Since I do not particularly want to withdraw Carl Icahn's Chutzpah of the Week award (particularly since it was his first), I figure that, even though this is about as early in a week as you can get, President George W. Bush has already sealed up his ninth award for the coming week (unless he is trumped by something really outrageous). In terms of Kenneth Burke's dramatistic framework, the scene could not have been better. This is the week when the World Economic Forum again convenes, descending from its lofty Alpine summit to the sea level of Sharm El Sheikh on the coast of the Sinai wilderness. For those who accept the visions of Saint Helena, this is not very far from the mountain upon which Moses received the Ten Commandments (followed by a list of amendments long enough to fill three books of the Bible). So one has to wonder if, with his heavily faith-based orientation, Bush felt he was addressing the World Economic Forum in a voice that was channeling Moses (if not a more primary source). Here is how Al Jazeera English reported his speech:
George Bush, the US president, has called for continuing reform in the Middle East, saying democracy is the best way to nurture economic growth.

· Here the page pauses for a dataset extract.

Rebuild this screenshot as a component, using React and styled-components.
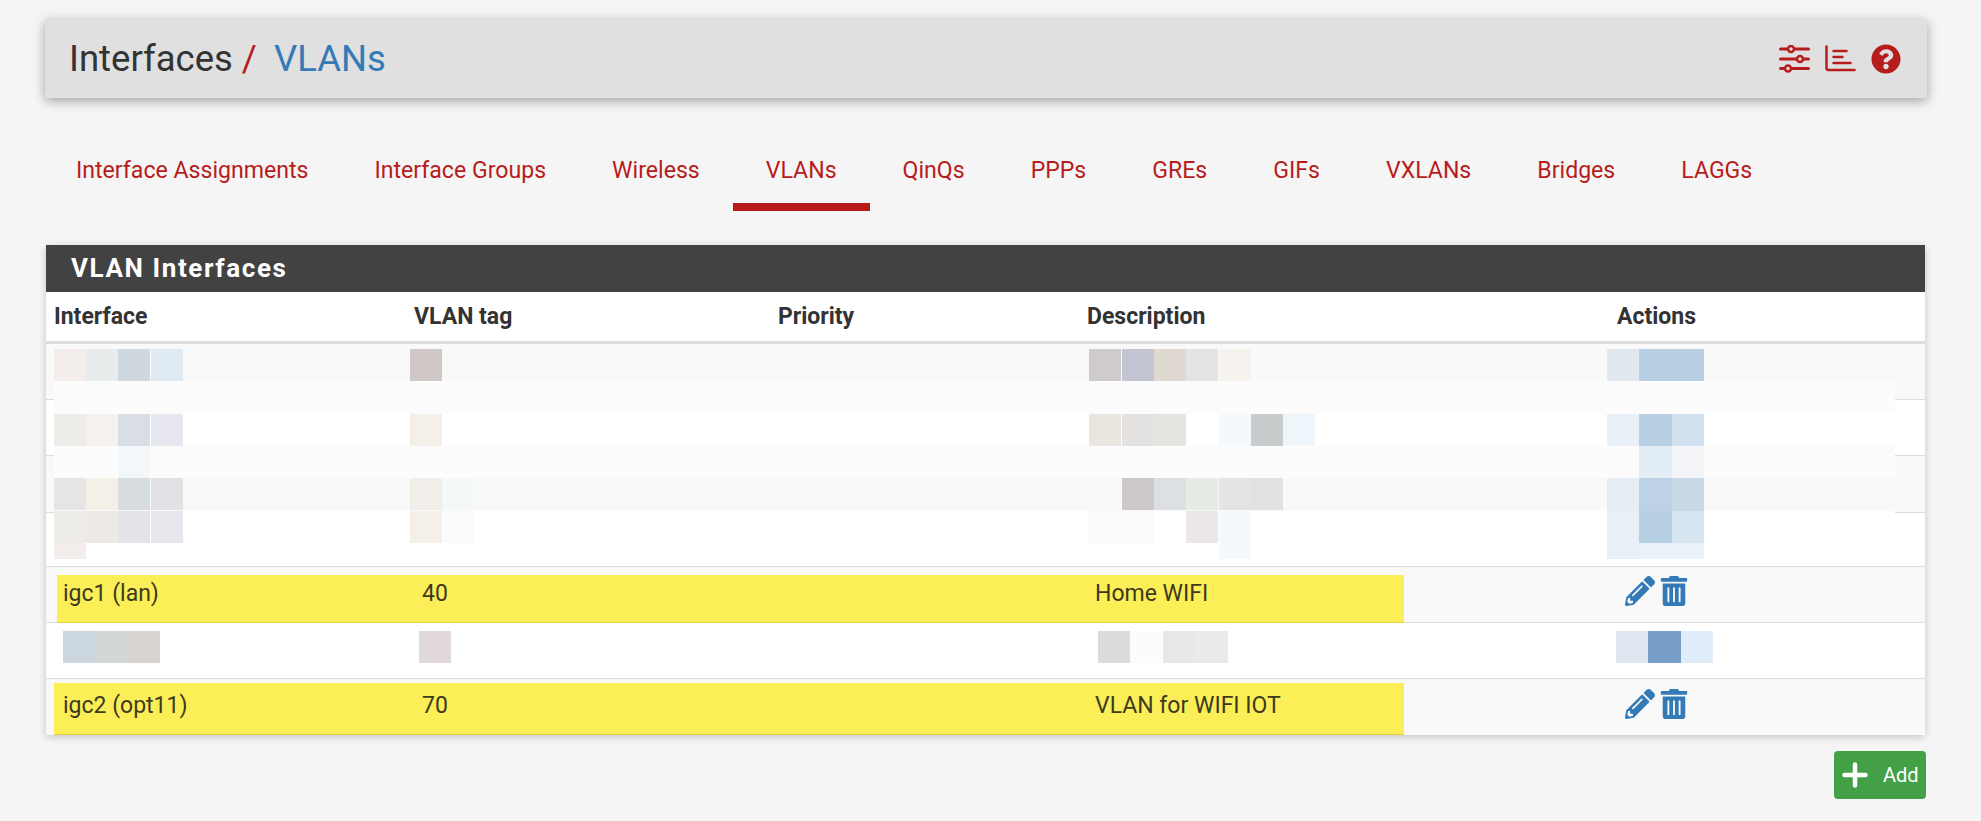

Speaking at the World Economic Forum in Egypt on Sunday, Bush also called on Arab nations to accept the existence of Israel and support the Palestinians.
In a tone critical of his oil-rich Gulf allies, Bush said Arab states must "move past their old resentments against Israel".

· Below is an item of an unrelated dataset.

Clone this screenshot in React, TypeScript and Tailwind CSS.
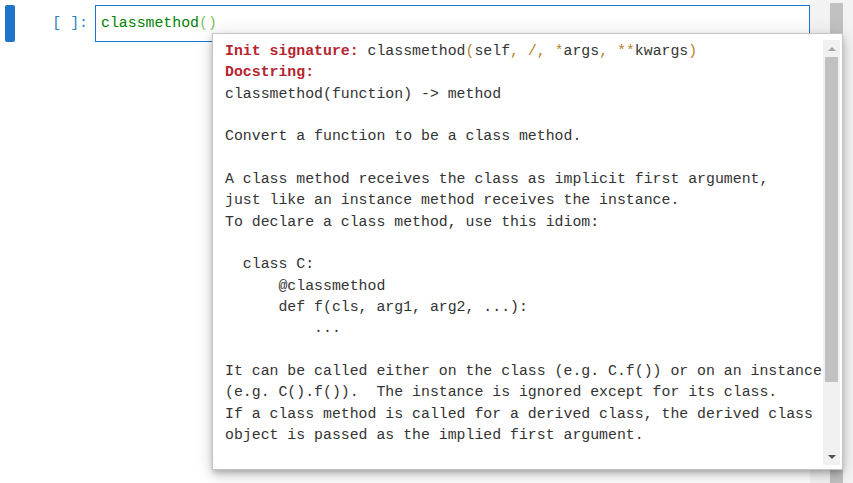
import * as React from "react";

const mono = "font-['Liberation_Mono','DejaVu_Sans_Mono',monospace]";

function Op({ children }: { children: React.ReactNode }) {
  return <span className="text-[#b8822a]">{children}</span>;
}

function Label({ children }: { children: React.ReactNode }) {
  return <span className="font-bold text-[#b5242f]">{children}</span>;
}

const docLines = [
  "classmethod(function) -> method",
  "",
  "Convert a function to be a class method.",
  "",
  "A class method receives the class as implicit first argument,",
  "just like an instance method receives the instance.",
  "To declare a class method, use this idiom:",
  "",
  "  class C:",
  "      @classmethod",
  "      def f(cls, arg1, arg2, ...):",
  "          ...",
  "",
  "It can be called either on the class (e.g. C.f()) or on an instance",
  "(e.g. C().f()).  The instance is ignored except for its class.",
  "If a class method is called for a derived class, the derived class",
  "object is passed as the implied first argument.",
];

function Tooltip() {
  return (
    <div className="absolute left-[212px] top-[33px] w-[631px] h-[437px] bg-white border border-[#c4c4c4] shadow-[0_3px_5px_-1px_rgba(0,0,0,0.2),0_6px_10px_0_rgba(0,0,0,0.14),0_1px_18px_0_rgba(0,0,0,0.12)] flex pt-[6px] pb-[4px] pr-[2px]">
      <div className={`flex-1 overflow-hidden pl-[12px] pt-[1px] ${mono} text-[14.85px] leading-[21.33px] text-[#333] whitespace-pre`}>
        <div>
          <Label>Init signature:</Label> classmethod<Op>(</Op>self<Op>, /, *</Op>args
          <Op>, **</Op>kwargs<Op>)</Op>
        </div>
        <div>
          <Label>Docstring:</Label>
        </div>
        {docLines.map((l, i) => (
          <div key={i}>{l === "" ? "\u00a0" : l}</div>
        ))}
      </div>
      <div className="w-[17px] bg-[#f1f1f1] flex flex-col items-center">
        <div className="h-[17px] flex items-center justify-center">
          <div className="w-0 h-0 border-l-[4px] border-r-[4px] border-b-[4px] border-l-transparent border-r-transparent border-b-[#a3a3a3]" />
        </div>
        <div className="w-[13px] h-[325px] bg-[#c1c1c1]" />
        <div className="flex-1" />
        <div className="h-[17px] flex items-center justify-center">
          <div className="w-0 h-0 border-l-[4px] border-r-[4px] border-t-[4px] border-l-transparent border-r-transparent border-t-[#505050]" />
        </div>
      </div>
    </div>
  );
}

export default function App() {
  return (
    <div className="relative w-[853px] h-[483px] overflow-hidden bg-white flex">
      <div className="w-[810px] pt-[5px]">
        <div className="flex items-stretch h-[37px]">
          <div className="ml-[5px] w-[10px] rounded-[2px] bg-[#1f74c9]" />
          <div className={`w-[80px] flex items-center justify-end pr-[7px] ${mono} text-[14.85px] text-[#307fc1]`}>
            [ ]:
          </div>
          <div className={`flex-1 border border-[#1976d2] bg-white flex items-center px-[5px] ${mono} text-[14.85px]`}>
            <span className="text-[#008000]">classmethod</span>
            <span className="text-[#84c25f]">()</span>
          </div>
        </div>
      </div>
      <div className="flex-1 bg-[#f3f3f3] pt-[3px]">
        <div className="ml-[20px] w-[13px] h-full bg-[#c1c1c1]" />
      </div>
      <Tooltip />
    </div>
  );
}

"All nations in the region must stand together in confronting Hamas, which is attempting to undermine efforts at peace with continued acts of terror and violence."
I suspect that Bush is about the only individual with enough chutzpah to take the Arab nations to task for "their old resentments" and then immediately rake up his own resentments against Hamas. Once again, as I have previously put it, Bush's words reflect the "'wisdom' of his faith-based heart;" and, given our current economic condition (not to mention his recent effort to beg for lower oil prices), this is as true of his proposition about democracy and economic growth as it is of his reflections of relations between Israel and its Arab neighbors. If anything good has come out of this latest burst of award-winning behavior, it has been the opportunity for the Al Jazeera staff to present their own analytical wisdom:
But his criticism of Hamas is likely to stir new controversy.
Hamas - shunned by Israel and the West since winning parliamentary elections in 2006 - has recently put forward its list of requirements for a truce with the Jewish state.
Egypt, a key US ally, has been acting as a mediator in the indirect talks between the two sides.
Amani Soliman, Al Jazeera's Middle East analyst said: "For Bush to come out and say this in Egypt ... puts the Egyptians in an uncomfortable situation."
"These people are sitting down to talk to the Israelis, albeit through Egypt."
I am hoping that such reporting will continue for the remainder of this World Economic Forum meeting. For my part I see it as a vast improvement over the media neglect of the social side of economic issues that was so prevalent in the coverage of the last meeting in Davos.